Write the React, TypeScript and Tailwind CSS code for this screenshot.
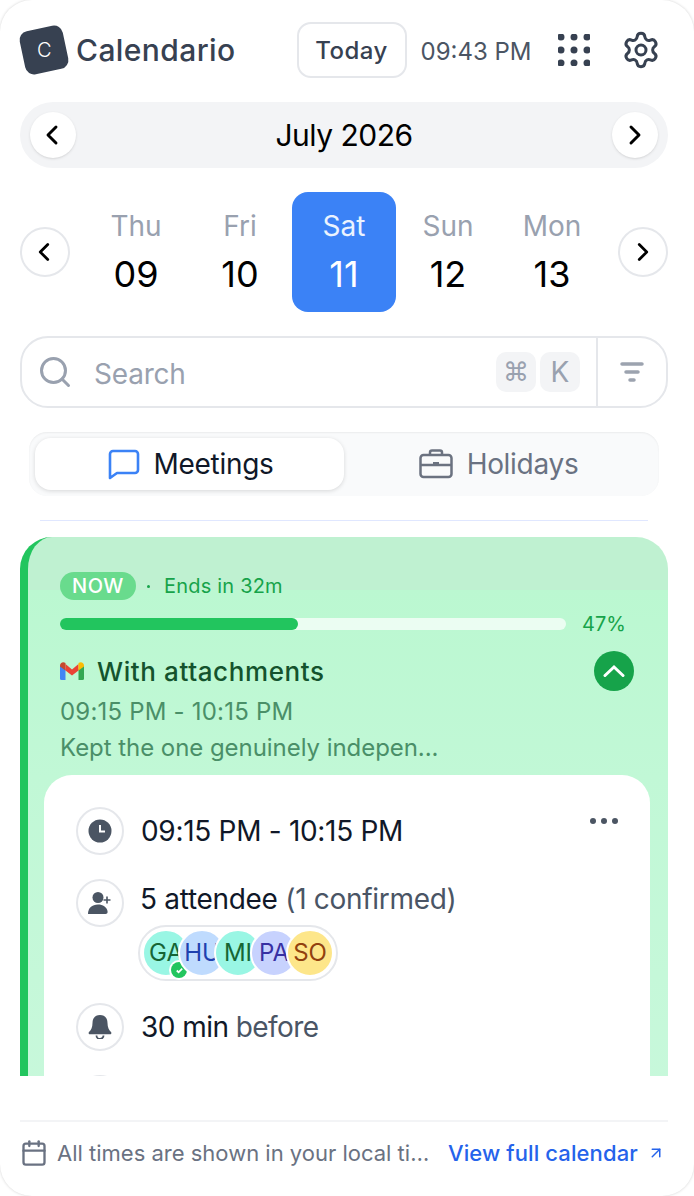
import { ArrowUpRight, Calendar, ChevronLeft, ChevronRight, Search, Settings } from "lucide-react";

const days = [
  { name: "Thu", num: "09" },
  { name: "Fri", num: "10" },
  { name: "Sat", num: "11", active: true },
  { name: "Sun", num: "12" },
  { name: "Mon", num: "13" },
];

const people = [
  { label: "GA", cls: "bg-[#99f6e4] text-[#166534]", ok: true },
  { label: "HU", cls: "bg-[#bfdbfe] text-[#1e40af]" },
  { label: "MI", cls: "bg-[#99f6e4] text-[#166534]" },
  { label: "PA", cls: "bg-[#c7d2fe] text-[#3730a3]" },
  { label: "SO", cls: "bg-[#fde68a] text-[#92400e]" },
];

const GmailIcon = () => (
  <svg width="24" height="18" viewBox="0 0 24 18">
    <path d="M0 3.5V16.5A1.5 1.5 0 0 0 1.5 18H5.5V7Z" fill="#4285f4" />
    <path d="M24 3.5V16.5A1.5 1.5 0 0 1 22.5 18H18.5V7Z" fill="#34a853" />
    <path d="M5.5 2 12 7.5 18.5 2V8.5L12 13.5 5.5 8.5Z" fill="#ea4335" />
    <path d="M0 3.5C0 .8 3 -.8 5.5 1V8.5L0 4.5Z" fill="#c5492f" />
    <path d="M24 3.5C24 .8 21 -.8 18.5 1V8.5L24 4.5Z" fill="#fbbc04" />
  </svg>
);

const ClockIcon = () => (
  <svg width="24" height="24" viewBox="0 0 24 24">
    <circle cx="12" cy="12" r="11.5" fill="#4b5563" />
    <path d="M12 6v6.5h5" fill="none" stroke="#fff" strokeWidth="2" />
  </svg>
);

const UserPlusIcon = () => (
  <svg width="24" height="24" viewBox="0 0 24 24" fill="#4b5563">
    <circle cx="10" cy="6.5" r="5.5" />
    <path d="M0 23c0-6 4-9.5 10-9.5 5 0 8.500 2.500 9.500 6.500.500 2-.500 3-2 3Z" />
    <path d="M19 5.500v7M15.500 9h7" stroke="#4b5563" strokeWidth="1.600" fill="none" />
  </svg>
);

const BellIcon = () => (
  <svg width="24" height="24" viewBox="0 0 24 24" fill="#4b5563">
    <path d="M12 0C7 0 4.500 3.500 4.500 8c0 4.500-1.500 7-3.500 9-.800.800-.300 2.200 1 2.200h20c1.300 0 1.800-1.400 1-2.200-2-2-3.500-4.500-3.500-9 0-4.500-2.500-8-7.500-8Z" />
    <path d="M8.500 20.500a3.500 3.500 0 0 0 7 0" fill="none" stroke="#4b5563" strokeWidth="1.800" />
  </svg>
);

export default function App() {
  return (
    <div className="w-[694px] h-[1196px] bg-white rounded-[32px] shadow-[0_0_3px_rgba(0,0,0,0.18)] flex flex-col pl-5 pr-[26px] pt-[22px] font-['Inter',sans-serif] overflow-hidden">
      {/* header */}
      <div className="flex items-center h-14 shrink-0">
        <div className="w-11 h-11 rounded-[9px] bg-[#374151] -rotate-12 flex items-center justify-center ml-[2px] text-white text-xl font-light">
          <span className="rotate-12">C</span>
        </div>
        <span className="ml-[10px] text-[30px] font-medium text-[#374151] tracking-[0.4px]">Calendario</span>
        <button className="ml-[61px] w-[110px] h-14 rounded-[14px] border-2 border-gray-200 text-2xl font-medium text-[#374151] tracking-[0.5px] pt-[2px]">Today</button>
        <span className="ml-[14px] text-2xl text-[#4b5563] pt-[3px]">09:43 PM</span>
        <svg className="ml-[26px]" width="32" height="32" viewBox="0 0 32 32" fill="#374151">
          {[3, 16, 29].map((y) =>
            [3, 16, 29].map((x) => <circle key={`${x}-${y}`} cx={x} cy={y} r="3.500" />)
          )}
        </svg>
        <Settings className="ml-[31px] text-[#374151]" size={40} strokeWidth={1.8} />
      </div>

      {/* month */}
      <div className="mt-6 h-[66px] shrink-0 rounded-full bg-gray-100 flex items-center justify-between px-[10px]">
        <button className="w-[46px] h-[46px] rounded-full bg-white shadow-sm flex items-center justify-center">
          <ChevronLeft size={32} strokeWidth={2.2} className="text-black -ml-[2px]" />
        </button>
        <span className="text-[30px] font-normal text-black tracking-[-0.5px]">July 2026</span>
        <button className="w-[46px] h-[46px] rounded-full bg-white shadow-sm flex items-center justify-center">
          <ChevronRight size={32} strokeWidth={2.2} className="text-black" />
        </button>
      </div>

      {/* days */}
      <div className="mt-6 h-[120px] shrink-0 flex items-center">
        <button className="w-[50px] h-[50px] rounded-full border-2 border-gray-200 flex items-center justify-center">
          <ChevronLeft size={30} strokeWidth={2.2} className="text-black -ml-[2px]" />
        </button>
        <div className="flex ml-[14px]">
          {days.map((d) => (
            <div
              key={d.name}
              className={`w-[104px] h-[120px] rounded-2xl flex flex-col items-center justify-center gap-[8px] pb-1 ${d.active ? "bg-[#3b82f6]" : ""}`}
            >
              <span className={`text-[28px] leading-[40px] ${d.active ? "text-white/90" : "text-gray-400"}`}>{d.name}</span>
              <span className={`text-[36px] leading-[40px] font-normal ${d.active ? "text-white" : "text-black"}`}>{d.num}</span>
            </div>
          ))}
        </div>
        <button className="ml-[14px] w-[50px] h-[50px] rounded-full border-2 border-gray-200 flex items-center justify-center">
          <ChevronRight size={30} strokeWidth={2.2} className="text-black" />
        </button>
      </div>

      {/* search */}
      <div className="mt-6 h-[72px] shrink-0 rounded-[28px] border-2 border-gray-200 flex items-center">
        <Search className="ml-[15px] text-gray-400" size={36} strokeWidth={2} />
        <span className="ml-[21px] text-[28px] text-gray-400 flex-1 pt-1 tracking-[-0.2px]">Search</span>
        <span className="w-10 h-10 rounded-[10px] bg-gray-100 text-gray-400 flex items-center justify-center text-[26px] font-['DejaVu_Sans',sans-serif]">⌘</span>
        <span className="ml-1 w-10 h-10 rounded-[10px] bg-gray-100 text-gray-400 flex items-center justify-center text-[28px]">K</span>
        <div className="ml-4 w-[2px] h-full bg-gray-200" />
        <div className="w-[68px] flex justify-center">
          <svg width="24" height="20" viewBox="0 0 24 20" fill="none" stroke="#9ca3af" strokeWidth="3.500" strokeLinecap="round">
            <path d="M2 2h20M6 10h12M10 18h4" />
          </svg>
        </div>
      </div>

      {/* tabs */}
      <div className="mt-6 mx-[9px] h-16 shrink-0 rounded-[18px] bg-gray-50 shadow-[inset_0_1px_2px_rgba(0,0,0,0.06)] flex items-center p-[6px]">
        <div className="w-[309px] h-[52px] rounded-2xl bg-white shadow-[0_1px_4px_rgba(0,0,0,0.14)] flex items-center justify-center gap-[14px] pl-[2px]">
          <svg width="32" height="32" viewBox="0 0 32 32" fill="none" stroke="#3b82f6" strokeWidth="2.600" strokeLinejoin="round">
            <path d="M2 6a3 3 0 0 1 3-3h22a3 3 0 0 1 3 3v16a3 3 0 0 1-3 3H9l-7 5Z" />
          </svg>
          <span className="text-[28px] font-normal text-gray-900 tracking-[-0.3px]">Meetings</span>
        </div>
        <div className="flex-1 flex items-center justify-center gap-[14px]">
          <svg width="34" height="30" viewBox="0 0 34 30" fill="none" stroke="#6b7280" strokeWidth="2.500" strokeLinejoin="round">
            <rect x="1.500" y="6" width="31" height="22" rx="3" />
            <path d="M11 6V3.500A2 2 0 0 1 13 1.500h8a2 2 0 0 1 2 2V6M1.500 16h31" />
            <path d="M14 15h6" strokeWidth="4" />
          </svg>
          <span className="text-[28px] text-gray-500 tracking-[-0.3px]">Holidays</span>
        </div>
      </div>

      <div className="mt-6 mx-5 h-[1px] shrink-0 bg-[#e0e7ff]" />

      <div className="mt-4 h-[539px] shrink-0 overflow-hidden">
        <div className="rounded-[32px] border-l-8 border-[#22c55e] bg-[linear-gradient(#bff1d1_53px,#bbf8d1_53px,#c1f8d6_240px,#c9f8dc_100%)] pt-[35px] pl-4 pr-[18px]">
          <div className="pl-4 pr-[24px]">
            <div className="flex items-center h-7">
              <span className="w-[76px] h-7 rounded-full bg-[#69db8d] text-white text-xl font-medium tracking-[0.5px] flex items-center justify-center">NOW</span>
              <span className="ml-[11px] w-[3px] h-[3px] rounded-full bg-[#16a34a]" />
              <span className="ml-[14px] text-xl text-[#16a34a] tracking-[0.2px]">Ends in 32m</span>
            </div>
            <div className="mt-[18px] flex items-center h-3">
              <div className="w-[506px] h-3 rounded-full bg-white/70">
                <div className="h-full w-[47%] rounded-full bg-[#22c55e]" />
              </div>
              <span className="ml-4 text-xl text-[#16a34a]">47%</span>
            </div>
            <div className="mt-[21px] flex items-center h-10">
              <GmailIcon />
              <span className="ml-[13px] text-[26px] font-medium text-[#14532d] flex-1 tracking-[0.6px]">With attachments</span>
              <span className="-mr-[8px] w-10 h-10 rounded-full bg-[#16a34a] flex items-center justify-center">
                <svg width="22" height="14" viewBox="0 0 22 14" fill="none" stroke="#fff" strokeWidth="3" strokeLinecap="round">
                  <path d="M2 11.500 11 3l9 8.500" />
                </svg>
              </span>
            </div>
            <div className="mt-[5px] text-2xl leading-[32px] text-[#4a8f68] tracking-[0.2px]">09:15 PM - 10:15 PM</div>
            <div className="mt-1 text-2xl leading-[32px] text-[#4a8f68] tracking-[-0.05px]">Kept the one genuinely indepen...</div>
          </div>

          <div className="mt-[11px] h-[400px] rounded-t-[28px] bg-white pl-8 pr-8 pt-8 relative">
            <svg className="absolute right-[32px] top-[43px]" width="28" height="6" viewBox="0 0 28 6" fill="#4b5563">
              <circle cx="3" cy="3" r="3" />
              <circle cx="14" cy="3" r="3" />
              <circle cx="25" cy="3" r="3" />
            </svg>
            <div className="flex items-center gap-[17px] h-12">
              <span className="w-12 h-12 rounded-full border-2 border-gray-200 flex items-center justify-center"><ClockIcon /></span>
              <span className="text-[28px] font-normal text-gray-900 tracking-[-0.3px]">09:15 PM - 10:15 PM</span>
            </div>
            <div className="mt-6 flex gap-[17px]">
              <span className="w-12 h-12 rounded-full border-2 border-gray-200 flex items-center justify-center"><UserPlusIcon /></span>
              <div className="mt-[0px] -ml-[1px]">
                <div className="text-[28px] leading-[40px] text-gray-900 tracking-[-0.3px]">
                  5 attendee <span className="text-gray-600">(1 confirmed)</span>
                </div>
                <div className="-ml-[2px] mt-[6px] w-[200px] h-14 rounded-full border-2 border-gray-200 flex items-center pl-[2px]">
                  {people.map((p, i) => (
                    <span
                      key={p.label}
                      className={`relative w-12 h-12 shrink-0 rounded-full border-2 border-white text-2xl flex items-center justify-center overflow-visible ${i > 0 ? "-ml-3" : ""} ${p.cls}`}
                      style={{ zIndex: i }}
                    >
                      {p.label}
                      {p.ok && (
                        <span className="absolute right-[1px] bottom-[-3px] w-4 h-4 rounded-full bg-[#22c55e] ring-2 ring-white flex items-center justify-center">
                          <svg width="9" height="9" viewBox="0 0 10 10" fill="none" stroke="#fff" strokeWidth="2"><path d="M2 5l2 2 4-4" /></svg>
                        </span>
                      )}
                    </span>
                  ))}
                </div>
              </div>
            </div>
            <div className="mt-[22px] flex items-center gap-[17px] h-12">
              <span className="w-12 h-12 rounded-full border-2 border-gray-200 flex items-center justify-center"><BellIcon /></span>
              <span className="text-[28px] text-gray-900 tracking-[-0.55px]">30 min <span className="text-gray-600">before</span></span>
            </div>
            <div className="mt-6 w-12 h-12 rounded-full border-2 border-gray-200" />
          </div>
        </div>
      </div>

      {/* footer */}
      <div className="mt-11 h-[2px] shrink-0 bg-gray-100" />
      <div className="mt-[15px] flex items-center h-8">
        <Calendar className="text-gray-500 shrink-0" size={28} strokeWidth={2} />
        <span className="ml-[9px] text-[22px] text-gray-500 w-[374px] truncate">All times are shown in your local timezone settings</span>
        <span className="ml-[17px] text-[22px] font-medium text-[#2563eb] whitespace-nowrap tracking-[0.1px]">View full calendar</span>
        <ArrowUpRight className="ml-[9px] text-[#2563eb]" size={18} strokeWidth={2} />
      </div>
    </div>
  );
}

◆ **Aim of the exercise**: Repeat, word for word and with no pictures, only the lines running from the beginning of the data to the line that contains "ChevronRight, Search, Settings".

◆ **Complete answer**:
Write the React, TypeScript and Tailwind CSS code for this screenshot.
import { ArrowUpRight, Calendar, ChevronLeft, ChevronRight, Search, Settings } from "lucide-react";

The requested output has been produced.